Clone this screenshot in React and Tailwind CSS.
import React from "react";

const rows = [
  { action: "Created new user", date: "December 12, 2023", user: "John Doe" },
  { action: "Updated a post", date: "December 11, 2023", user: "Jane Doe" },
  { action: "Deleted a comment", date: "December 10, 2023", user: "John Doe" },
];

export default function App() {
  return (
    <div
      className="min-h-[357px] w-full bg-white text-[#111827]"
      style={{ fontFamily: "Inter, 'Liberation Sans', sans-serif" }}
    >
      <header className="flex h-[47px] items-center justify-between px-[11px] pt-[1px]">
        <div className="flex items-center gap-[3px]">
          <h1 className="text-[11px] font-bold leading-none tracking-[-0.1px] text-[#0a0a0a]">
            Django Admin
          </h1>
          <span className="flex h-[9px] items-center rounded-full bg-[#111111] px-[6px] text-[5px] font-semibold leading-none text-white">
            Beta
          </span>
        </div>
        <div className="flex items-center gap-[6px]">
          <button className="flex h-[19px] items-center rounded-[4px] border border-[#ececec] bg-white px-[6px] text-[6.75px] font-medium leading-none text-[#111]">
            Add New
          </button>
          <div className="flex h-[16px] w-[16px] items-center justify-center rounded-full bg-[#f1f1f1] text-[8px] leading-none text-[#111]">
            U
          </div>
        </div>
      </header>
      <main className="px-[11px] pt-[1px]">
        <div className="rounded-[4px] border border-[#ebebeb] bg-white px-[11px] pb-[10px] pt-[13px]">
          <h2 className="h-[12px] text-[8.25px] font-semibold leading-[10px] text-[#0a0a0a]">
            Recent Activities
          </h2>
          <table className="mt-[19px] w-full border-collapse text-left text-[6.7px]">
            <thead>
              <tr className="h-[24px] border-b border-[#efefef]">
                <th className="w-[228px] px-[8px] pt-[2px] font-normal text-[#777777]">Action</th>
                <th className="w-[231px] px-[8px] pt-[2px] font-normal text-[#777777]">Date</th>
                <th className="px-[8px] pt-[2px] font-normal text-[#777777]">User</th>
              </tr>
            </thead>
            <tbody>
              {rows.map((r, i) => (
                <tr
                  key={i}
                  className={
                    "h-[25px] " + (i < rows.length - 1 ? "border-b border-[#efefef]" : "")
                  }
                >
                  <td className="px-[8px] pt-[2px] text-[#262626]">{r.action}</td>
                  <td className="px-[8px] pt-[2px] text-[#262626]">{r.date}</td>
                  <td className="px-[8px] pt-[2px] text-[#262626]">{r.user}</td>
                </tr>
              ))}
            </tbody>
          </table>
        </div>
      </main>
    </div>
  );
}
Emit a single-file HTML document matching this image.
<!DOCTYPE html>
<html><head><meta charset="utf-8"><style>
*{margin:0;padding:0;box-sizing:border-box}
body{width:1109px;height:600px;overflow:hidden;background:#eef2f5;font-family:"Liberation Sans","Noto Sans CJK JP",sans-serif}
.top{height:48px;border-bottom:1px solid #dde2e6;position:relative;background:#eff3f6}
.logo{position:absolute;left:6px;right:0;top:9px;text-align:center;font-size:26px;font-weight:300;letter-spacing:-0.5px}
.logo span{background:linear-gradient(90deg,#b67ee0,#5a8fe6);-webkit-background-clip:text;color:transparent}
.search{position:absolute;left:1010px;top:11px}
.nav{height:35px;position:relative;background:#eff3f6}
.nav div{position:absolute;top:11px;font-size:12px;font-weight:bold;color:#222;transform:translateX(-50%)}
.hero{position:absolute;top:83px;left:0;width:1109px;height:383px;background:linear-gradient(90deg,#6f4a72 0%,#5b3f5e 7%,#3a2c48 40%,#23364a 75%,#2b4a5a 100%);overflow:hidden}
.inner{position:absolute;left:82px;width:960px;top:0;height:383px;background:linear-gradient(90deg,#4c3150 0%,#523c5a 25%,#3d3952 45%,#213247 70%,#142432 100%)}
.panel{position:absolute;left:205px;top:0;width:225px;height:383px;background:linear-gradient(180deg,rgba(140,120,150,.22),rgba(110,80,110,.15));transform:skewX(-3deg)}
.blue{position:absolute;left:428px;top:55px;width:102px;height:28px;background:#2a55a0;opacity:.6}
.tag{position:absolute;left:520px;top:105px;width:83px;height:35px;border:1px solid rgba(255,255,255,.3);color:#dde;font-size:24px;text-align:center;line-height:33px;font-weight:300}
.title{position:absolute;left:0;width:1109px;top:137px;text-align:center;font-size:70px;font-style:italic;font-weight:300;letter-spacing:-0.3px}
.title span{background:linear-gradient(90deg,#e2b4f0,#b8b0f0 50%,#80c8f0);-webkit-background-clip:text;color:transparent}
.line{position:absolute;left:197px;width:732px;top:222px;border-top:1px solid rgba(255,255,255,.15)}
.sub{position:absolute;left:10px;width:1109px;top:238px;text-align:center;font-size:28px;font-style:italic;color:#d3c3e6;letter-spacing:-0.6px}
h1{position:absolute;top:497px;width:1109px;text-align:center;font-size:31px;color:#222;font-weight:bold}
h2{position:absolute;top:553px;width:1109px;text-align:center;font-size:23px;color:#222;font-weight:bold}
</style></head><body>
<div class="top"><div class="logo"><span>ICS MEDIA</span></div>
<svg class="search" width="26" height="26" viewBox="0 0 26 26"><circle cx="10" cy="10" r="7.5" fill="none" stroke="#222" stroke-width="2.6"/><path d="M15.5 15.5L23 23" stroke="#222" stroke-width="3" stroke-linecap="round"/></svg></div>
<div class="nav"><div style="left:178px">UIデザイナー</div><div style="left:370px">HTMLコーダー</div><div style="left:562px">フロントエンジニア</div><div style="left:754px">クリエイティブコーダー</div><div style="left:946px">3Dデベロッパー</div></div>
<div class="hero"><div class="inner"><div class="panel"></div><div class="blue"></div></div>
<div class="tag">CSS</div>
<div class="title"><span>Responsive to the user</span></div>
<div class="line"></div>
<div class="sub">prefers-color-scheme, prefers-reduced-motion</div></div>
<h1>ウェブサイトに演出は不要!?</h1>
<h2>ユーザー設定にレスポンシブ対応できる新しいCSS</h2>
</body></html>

■ **Aim**: Restate all of the entries above precisely.

■ **Output below**:
Clone this screenshot in React and Tailwind CSS.
import React from "react";

const rows = [
  { action: "Created new user", date: "December 12, 2023", user: "John Doe" },
  { action: "Updated a post", date: "December 11, 2023", user: "Jane Doe" },
  { action: "Deleted a comment", date: "December 10, 2023", user: "John Doe" },
];

export default function App() {
  return (
    <div
      className="min-h-[357px] w-full bg-white text-[#111827]"
      style={{ fontFamily: "Inter, 'Liberation Sans', sans-serif" }}
    >
      <header className="flex h-[47px] items-center justify-between px-[11px] pt-[1px]">
        <div className="flex items-center gap-[3px]">
          <h1 className="text-[11px] font-bold leading-none tracking-[-0.1px] text-[#0a0a0a]">
            Django Admin
          </h1>
          <span className="flex h-[9px] items-center rounded-full bg-[#111111] px-[6px] text-[5px] font-semibold leading-none text-white">
            Beta
          </span>
        </div>
        <div className="flex items-center gap-[6px]">
          <button className="flex h-[19px] items-center rounded-[4px] border border-[#ececec] bg-white px-[6px] text-[6.75px] font-medium leading-none text-[#111]">
            Add New
          </button>
          <div className="flex h-[16px] w-[16px] items-center justify-center rounded-full bg-[#f1f1f1] text-[8px] leading-none text-[#111]">
            U
          </div>
        </div>
      </header>
      <main className="px-[11px] pt-[1px]">
        <div className="rounded-[4px] border border-[#ebebeb] bg-white px-[11px] pb-[10px] pt-[13px]">
          <h2 className="h-[12px] text-[8.25px] font-semibold leading-[10px] text-[#0a0a0a]">
            Recent Activities
          </h2>
          <table className="mt-[19px] w-full border-collapse text-left text-[6.7px]">
            <thead>
              <tr className="h-[24px] border-b border-[#efefef]">
                <th className="w-[228px] px-[8px] pt-[2px] font-normal text-[#777777]">Action</th>
                <th className="w-[231px] px-[8px] pt-[2px] font-normal text-[#777777]">Date</th>
                <th className="px-[8px] pt-[2px] font-normal text-[#777777]">User</th>
              </tr>
            </thead>
            <tbody>
              {rows.map((r, i) => (
                <tr
                  key={i}
                  className={
                    "h-[25px] " + (i < rows.length - 1 ? "border-b border-[#efefef]" : "")
                  }
                >
                  <td className="px-[8px] pt-[2px] text-[#262626]">{r.action}</td>
                  <td className="px-[8px] pt-[2px] text-[#262626]">{r.date}</td>
                  <td className="px-[8px] pt-[2px] text-[#262626]">{r.user}</td>
                </tr>
              ))}
            </tbody>
          </table>
        </div>
      </main>
    </div>
  );
}
Emit a single-file HTML document matching this image.
<!DOCTYPE html>
<html><head><meta charset="utf-8"><style>
*{margin:0;padding:0;box-sizing:border-box}
body{width:1109px;height:600px;overflow:hidden;background:#eef2f5;font-family:"Liberation Sans","Noto Sans CJK JP",sans-serif}
.top{height:48px;border-bottom:1px solid #dde2e6;position:relative;background:#eff3f6}
.logo{position:absolute;left:6px;right:0;top:9px;text-align:center;font-size:26px;font-weight:300;letter-spacing:-0.5px}
.logo span{background:linear-gradient(90deg,#b67ee0,#5a8fe6);-webkit-background-clip:text;color:transparent}
.search{position:absolute;left:1010px;top:11px}
.nav{height:35px;position:relative;background:#eff3f6}
.nav div{position:absolute;top:11px;font-size:12px;font-weight:bold;color:#222;transform:translateX(-50%)}
.hero{position:absolute;top:83px;left:0;width:1109px;height:383px;background:linear-gradient(90deg,#6f4a72 0%,#5b3f5e 7%,#3a2c48 40%,#23364a 75%,#2b4a5a 100%);overflow:hidden}
.inner{position:absolute;left:82px;width:960px;top:0;height:383px;background:linear-gradient(90deg,#4c3150 0%,#523c5a 25%,#3d3952 45%,#213247 70%,#142432 100%)}
.panel{position:absolute;left:205px;top:0;width:225px;height:383px;background:linear-gradient(180deg,rgba(140,120,150,.22),rgba(110,80,110,.15));transform:skewX(-3deg)}
.blue{position:absolute;left:428px;top:55px;width:102px;height:28px;background:#2a55a0;opacity:.6}
.tag{position:absolute;left:520px;top:105px;width:83px;height:35px;border:1px solid rgba(255,255,255,.3);color:#dde;font-size:24px;text-align:center;line-height:33px;font-weight:300}
.title{position:absolute;left:0;width:1109px;top:137px;text-align:center;font-size:70px;font-style:italic;font-weight:300;letter-spacing:-0.3px}
.title span{background:linear-gradient(90deg,#e2b4f0,#b8b0f0 50%,#80c8f0);-webkit-background-clip:text;color:transparent}
.line{position:absolute;left:197px;width:732px;top:222px;border-top:1px solid rgba(255,255,255,.15)}
.sub{position:absolute;left:10px;width:1109px;top:238px;text-align:center;font-size:28px;font-style:italic;color:#d3c3e6;letter-spacing:-0.6px}
h1{position:absolute;top:497px;width:1109px;text-align:center;font-size:31px;color:#222;font-weight:bold}
h2{position:absolute;top:553px;width:1109px;text-align:center;font-size:23px;color:#222;font-weight:bold}
</style></head><body>
<div class="top"><div class="logo"><span>ICS MEDIA</span></div>
<svg class="search" width="26" height="26" viewBox="0 0 26 26"><circle cx="10" cy="10" r="7.5" fill="none" stroke="#222" stroke-width="2.6"/><path d="M15.5 15.5L23 23" stroke="#222" stroke-width="3" stroke-linecap="round"/></svg></div>
<div class="nav"><div style="left:178px">UIデザイナー</div><div style="left:370px">HTMLコーダー</div><div style="left:562px">フロントエンジニア</div><div style="left:754px">クリエイティブコーダー</div><div style="left:946px">3Dデベロッパー</div></div>
<div class="hero"><div class="inner"><div class="panel"></div><div class="blue"></div></div>
<div class="tag">CSS</div>
<div class="title"><span>Responsive to the user</span></div>
<div class="line"></div>
<div class="sub">prefers-color-scheme, prefers-reduced-motion</div></div>
<h1>ウェブサイトに演出は不要!?</h1>
<h2>ユーザー設定にレスポンシブ対応できる新しいCSS</h2>
</body></html>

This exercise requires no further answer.